Provider policy checkpoints

For platform-managed cloud runs and BYOK Anthropic cloud runs, check the Anthropic account, workspace, model, and contract. As of 2026-06-22, official Anthropic Claude API documentation says retained API data is not used for model training without express permission, that some API features are ZDR-eligible while others are not, and that ZDR, HIPAA readiness, model-specific retention requirements, consumer products, Claude Code, and third-party integrations each have their own scope.

For local OpenAI API-key clients running through mcp_session or runner, check the customer's OpenAI organization, project, endpoint, and API data controls. As of 2026-06-22, official OpenAI API documentation says API data is not used to train or improve OpenAI models unless the customer explicitly opts in, and default abuse-monitoring logs may retain customer content for up to 30 days unless approved controls apply. OpenAI says zero data retention is available only for eligible customers, endpoints, and use cases.

For Codex specifically, first identify whether the operator is using Codex through a ChatGPT Free/Plus/Pro, Business, Enterprise, Edu, API, or other workspace path. Official OpenAI Codex help says ChatGPT training data controls apply to whether content processed through Codex may be used to improve OpenAI models when Codex is used with a ChatGPT plan, and that Pro and Plus conversations may be used unless training is disabled. Do not give a Codex user the OpenAI API answer unless they are actually using an API-governed Codex path.

For local Claude Code clients running through mcp_session or runner, check whether the customer is using a consumer, team, enterprise, API, or third-party-platform path. Official Claude Code documentation separately describes consumer versus commercial handling, local transcript storage, telemetry, feedback, and provider-specific defaults.

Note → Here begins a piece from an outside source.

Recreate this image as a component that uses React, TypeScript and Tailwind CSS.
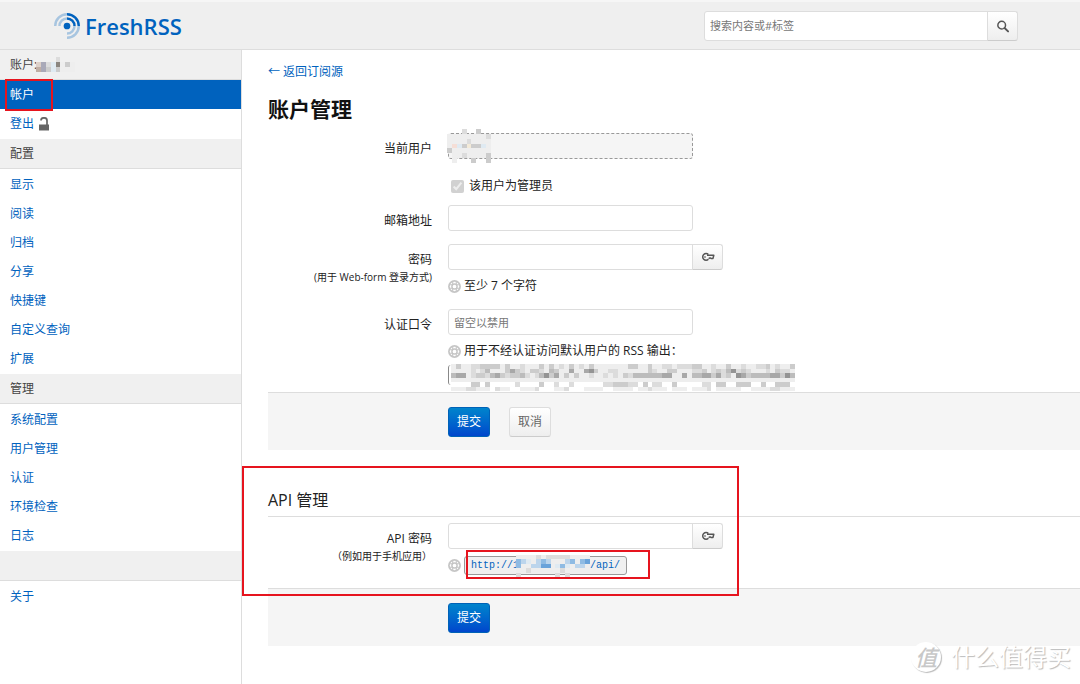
import type { ReactNode } from "react";

const PALETTE: Record<string, string> = {
  "0": "#ffffff",
  "1": "#eeeeee",
  "2": "#dcdcdc",
  "3": "#cccccc",
  "4": "#bcbcbc",
  "5": "#a8a8a8",
  "6": "#949494",
  "7": "#8a857f",
  p: "#f5ded6",
  y: "#f3ead8",
  s: "#ddd0c8",
  t: "#bfaea4",
  u: "#a9a9b8",
  a: "#dfeaf2",
  b: "#bcd5ec",
  c: "#8fbbe3",
  d: "#6aa3da",
};

const USER_BLUR = ["   2  3  ", "111111112", "111121111", "1pa3y33a1", "311111111", " 11211113", " 1   3  3"];
const NAME_BLUR = ["    2   ", "su2a7131", "tu3a3111"];
const API_BLUR = [
  "111121222221111",
  "cba1bcb111bc1cd",
  "c11bbdd1aca1bb1",
  "112111111211111",
  "2       2 2    ",
];
const FEED_BLUR = [
  "1311223333131121113131213121311111113311311221222331121131121122312113",
  "1111212411135321332143115115631122111111321133111223123246232111213221",
  "4551233245323342124635131311211212132444444551151445535231653444455364",
  "1111111111111111111111111111111111111111111111111111111111111111111111",
  "0000330300000200003002002000000223332203022003000002203300333003003330",
  "1112211102110011120001120001111001111011211101110111201111100111122111",
];

function Mosaic({ rows, className }: { rows: string[]; className: string }) {
  return (
    <svg
      aria-hidden="true"
      viewBox={`0 0 ${rows[0].length} ${rows.length}`}
      preserveAspectRatio="none"
      shapeRendering="crispEdges"
      className={className}
    >
      {rows.map((row, y) =>
        row.split("").map((c, x) =>
          c === " " ? null : <rect key={`${x}-${y}`} x={x} y={y} width="1" height="1" fill={PALETTE[c]} />
        )
      )}
    </svg>
  );
}

function Logo() {
  return (
    <svg viewBox="0 0 256 256" className="size-[26px]" fill="none" stroke="#0062be" strokeWidth="24" aria-hidden="true">
      <circle cx="128" cy="128" r="33" fill="#0062be" stroke="none" />
      <g strokeOpacity="0.3">
        <path d="M12,128 A116,116 0 0,1 128,12" />
        <path d="M54,128 A74,74 0 0,1 128,54" />
        <path d="M244,128 A116,116 0 0,1 128,244" />
        <path d="M202,128 A74,74 0 0,1 128,202" />
      </g>
      <path d="M128,12 A116,116 0 0,1 244,128" />
      <path d="M128,54 A74,74 0 0,1 202,128" />
    </svg>
  );
}

function SearchIcon() {
  return (
    <svg viewBox="0 0 16 16" className="size-[14px]" fill="none" stroke="#555" aria-hidden="true">
      <circle cx="6.5" cy="7" r="4.4" strokeWidth="1.7" />
      <path d="M9.8 10.3 L13.8 14.2" strokeWidth="2.2" strokeLinecap="round" />
    </svg>
  );
}

function KeyIcon() {
  return (
    <svg viewBox="0 0 14 10" className="h-[10px] w-[14px]" fill="none" stroke="#555" strokeWidth="1.5" aria-hidden="true">
      <path d="M7.4 2.6 A3.3 3.3 0 1 0 7.4 7.2" />
      <path d="M6 3.2 H12.8 L12 6.4 H10 L9 5.8 L7.6 6.6" strokeLinejoin="round" />
      <path d="M3 5 H5" strokeWidth="1.2" />
    </svg>
  );
}

function HelpIcon() {
  return (
    <svg viewBox="0 0 16 16" className="size-[13px] shrink-0" fill="none" stroke="#c6c6c6" aria-hidden="true">
      <circle cx="8" cy="8" r="6.9" strokeWidth="2.1" />
      <circle cx="8" cy="8" r="3.2" strokeWidth="1.8" />
      <path d="M5.8 1.5 V5.5 M10.2 1.5 V5.5 M5.8 10.5 V14.5 M10.2 10.5 V14.5" strokeWidth="1.4" />
      <path d="M1.5 5.8 H5.5 M10.5 5.8 H14.5 M1.5 10.2 H5.5 M10.5 10.2 H14.5" strokeWidth="1.4" />
    </svg>
  );
}

function LockIcon() {
  return (
    <svg viewBox="0 0 12 14" className="h-[14px] w-[12px]" aria-hidden="true">
      <path d="M3 3.6 V3.4 A3 2.6 0 0 1 9 3.4 V8" fill="none" stroke="#666" strokeWidth="1.7" />
      <rect x="1" y="7.5" width="10" height="6" fill="#666" />
    </svg>
  );
}

function NavHeader({ children }: { children?: ReactNode }) {
  return <div className="flex h-[30px] items-center border-b border-[#ddd] bg-[#f0f0f0] px-[10px] text-[#444]">{children}</div>;
}

function NavItem({ children }: { children: ReactNode }) {
  return (
    <li>
      <a href="#" className="flex h-[29px] items-center px-[10px] text-[#0062be]">
        {children}
      </a>
    </li>
  );
}

const CONFIG_LINKS = ["显示", "阅读", "归档", "分享", "快捷键", "自定义查询", "扩展"];
const ADMIN_LINKS = ["系统配置", "用户管理", "认证", "环境检查", "日志"];

function Sidebar() {
  return (
    <nav className="w-[242px] shrink-0 border-r border-[#ddd]">
      <NavHeader>
        <span className="relative">
          账户:
          <Mosaic rows={NAME_BLUR} className="absolute top-0 left-[26px] h-[15px] w-[39px]" />
        </span>
      </NavHeader>
      <ul className="pb-px">
        <li className="relative">
          <a href="#" className="flex h-[29px] items-center bg-[#0062be] px-[10px] text-white">
            帐户
          </a>
          <span className="absolute -top-px left-[5px] h-[32px] w-[48px] border-2 border-[#e6141e]" />
        </li>
        <NavItem>
          登出
          <span className="ml-1">
            <LockIcon />
          </span>
        </NavItem>
      </ul>
      <NavHeader>配置</NavHeader>
      <ul className="py-px">
        {CONFIG_LINKS.map((l) => (
          <NavItem key={l}>{l}</NavItem>
        ))}
      </ul>
      <NavHeader>管理</NavHeader>
      <ul className="py-px">
        {ADMIN_LINKS.map((l) => (
          <NavItem key={l}>{l}</NavItem>
        ))}
      </ul>
      <NavHeader />
      <ul className="py-px">
        <NavItem>关于</NavItem>
      </ul>
    </nav>
  );
}

type RowProps = { label: string; hint?: string; htmlFor: string; children: ReactNode };

function Row({ label, hint, htmlFor, children }: RowProps) {
  return (
    <div className="flex gap-4 pt-[6px] pb-[7px]">
      <label htmlFor={htmlFor} className="w-[164px] shrink-0 pt-[6px] text-right leading-5">
        {label}
        {hint && <small className="block text-[10px] leading-[14px]">{hint}</small>}
      </label>
      <div>{children}</div>
    </div>
  );
}

function Help({ children }: { children: ReactNode }) {
  return <div className="mt-[6px] flex h-5 items-center gap-[3px]">{children}</div>;
}

function PasswordField({ id }: { id: string }) {
  return (
    <div className="flex">
      <input id={id} type="password" className="h-[26px] w-[245px] rounded-l-[3px] border border-[#ddd] bg-white px-[6px]" />
      <button
        type="button"
        aria-label="显示密码"
        className="-ml-px flex h-[26px] w-[31px] items-center justify-center rounded-r-[3px] border border-[#ddd] border-b-[#ccc] bg-linear-to-b from-white to-[#eee]"
      >
        <KeyIcon />
      </button>
    </div>
  );
}

function Submit() {
  return (
    <button
      type="submit"
      className="h-[30px] w-[42px] rounded-[3px] border border-[#0062b7] bg-linear-to-b from-[#0084cc] to-[#0045cc] text-white"
    >
      提交
    </button>
  );
}

function Actions({ children }: { children: ReactNode }) {
  return <div className="flex gap-[19px] border-t border-[#ddd] bg-[#f5f5f5] pt-[14px] pb-[13px] pl-[180px]">{children}</div>;
}

export default function App() {
  return (
    <div className="relative flex min-h-screen flex-col bg-white font-['Open_Sans','Noto_Sans_CJK_SC',sans-serif] text-[12px] leading-4 text-[#222]">
      <header className="flex h-[50px] items-center border-t-2 border-b border-t-[#f6f6f6] border-b-[#ddd] bg-[#efefef]">
        <a href="#" className="ml-[54px] flex items-center gap-[5px] text-[22px] leading-8 font-semibold text-[#0062be]">
          <Logo />
          FreshRSS
        </a>
        <form className="mr-[62px] ml-auto flex">
          <input
            type="search"
            aria-label="搜索"
            placeholder="搜索内容或#标签"
            className="h-[30px] w-[284px] rounded-l-[3px] border border-[#ddd] bg-white px-[5px] text-[11px] placeholder:text-[#777]"
          />
          <button
            type="submit"
            aria-label="搜索"
            className="-ml-px flex h-[30px] w-[31px] items-center justify-center rounded-r-[3px] border border-[#ddd] border-b-[#ccc] bg-linear-to-b from-white to-[#eee]"
          >
            <SearchIcon />
          </button>
        </form>
      </header>

      <div className="flex grow">
        <Sidebar />
        <main className="min-w-0 grow pt-3 pl-[26px]">
          <a href="#" className="block leading-5 text-[#0062be]">
            ← 返回订阅源
          </a>
          <h1 className="mt-3 mb-[3px] text-[21px] leading-[30px] font-bold text-[#111]">账户管理</h1>

          <form>
            <Row label="当前用户" htmlFor="current">
              <div className="relative">
                <input id="current" disabled className="block h-[26px] w-[245px] rounded-[3px] border border-dashed border-[#999] bg-[#f5f5f5]" />
                <Mosaic rows={USER_BLUR} className="absolute -top-1 -left-px h-[34px] w-[44px]" />
              </div>
            </Row>
            <div className="pt-[10px] pb-[3px] pl-[180px]">
              <label className="flex h-5 items-center gap-[5px]">
                <input type="checkbox" disabled defaultChecked className="ml-[3px] size-[13px]" />
                该用户为管理员
              </label>
            </div>
            <Row label="邮箱地址" htmlFor="mail">
              <input id="mail" type="email" className="block h-[26px] w-[245px] rounded-[3px] border border-[#ddd] bg-white px-[6px]" />
            </Row>
            <Row label="密码" hint="(用于 Web-form 登录方式)" htmlFor="password">
              <PasswordField id="password" />
              <Help>
                <HelpIcon />
                至少 7 个字符
              </Help>
            </Row>
            <Row label="认证口令" htmlFor="token">
              <input
                id="token"
                placeholder="留空以禁用"
                className="block h-[26px] w-[245px] rounded-[3px] border border-[#ddd] bg-white px-[5px] text-[11px] placeholder:text-[#777]"
              />
              <Help>
                <HelpIcon />
                用于不经认证访问默认用户的 RSS 输出：
              </Help>
              <div className="relative mt-1 h-5 w-[347px] rounded-[3px] border-l border-[#888]">
                <Mosaic rows={FEED_BLUR} className="absolute -top-px left-[2px] h-[27px] w-[344px]" />
              </div>
            </Row>
            <Actions>
              <Submit />
              <button type="reset" className="h-[30px] w-[42px] rounded-[3px] border border-[#ddd] border-b-[#ccc] bg-linear-to-b from-white to-[#eee] text-[#666]">
                取消
              </button>
            </Actions>
          </form>

          <form className="relative">
            <h2 className="border-b border-[#ddd] pt-[35px] pb-px text-[16px] leading-[30px]">API 管理</h2>
            <Row label="API 密码" hint="（例如用于手机应用）" htmlFor="api-password">
              <PasswordField id="api-password" />
              <Help>
                <HelpIcon />
                <span className="relative">
                  <a
                    href="#"
                    className="flex h-[19px] w-[163px] items-center justify-between rounded-[3px] border border-[#999] bg-[#f0f0f0] px-[6px] pt-[2px] font-['Liberation_Mono',monospace] text-[10px] text-[#0062be]"
                  >
                    <span>http://1</span>
                    <span>/api/</span>
                  </a>
                  <Mosaic rows={API_BLUR} className="absolute -top-px left-[52px] h-[22px] w-[74px]" />
                  <span className="absolute -top-[6px] left-[2px] h-[29px] w-[184px] border-2 border-[#e6141e]" />
                </span>
              </Help>
            </Row>
            <div className="pt-[6px]">
              <Actions>
                <Submit />
              </Actions>
            </div>
            <span className="pointer-events-none absolute top-4 -left-[26px] h-[130px] w-[497px] border-2 border-[#e6141e]" />
          </form>
        </main>
      </div>

      <div className="absolute right-[9px] bottom-[11px] flex items-center gap-[10px] text-[24px] leading-8 text-white [text-shadow:1px_1px_1px_#bbb]">
        <span className="flex size-[30px] items-center justify-center rounded-full bg-white text-[22px] font-medium text-[#c8c8c8] italic shadow-[1px_1px_1px_#bbb] [text-shadow:none]">
          值
        </span>
        什么值得买
      </div>
    </div>
  );
}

Use those statements only as current provider-doc summaries. Do not convert them into a blanket ROST claim. The correct customer-facing answer is: "Here is the lane, here is what ROST sends, here is which provider account or local client handles it, and here is what to verify in that account before treating the workflow as no-training, zero-retention, HIPAA-ready, or region-bound." If a customer or prospect asks for a DPA, BAA, SOC 2 report, regional processing commitment, customer-managed retention window, staff-access approval workflow, or customer-visible staff-access log, escalate instead of answering from this guide.

Agent response checklist

When asked about AI data handling:

1. Identify the lane: cloud, mcp_session, or runner. 2. Name the specific data classes that can enter the prompt or tool result. 3. Name whether the provider path is platform-managed, tenant BYOK Anthropic, local client/account, or runner-controlled. 4. Warn if the answer depends on provider settings, contract terms, ZDR approval, HIPAA readiness, model choice, endpoint, or third-party tool policy. 5. Escalate contractual, compliance, regional-processing, customer-managed retention, or staff-access-commitment questions instead of answering from this guide. 6. Recommend the smallest safe next step: narrow the tool scope, use a vault ref, redact the input, switch to the approved provider account, or escalate for human/legal review.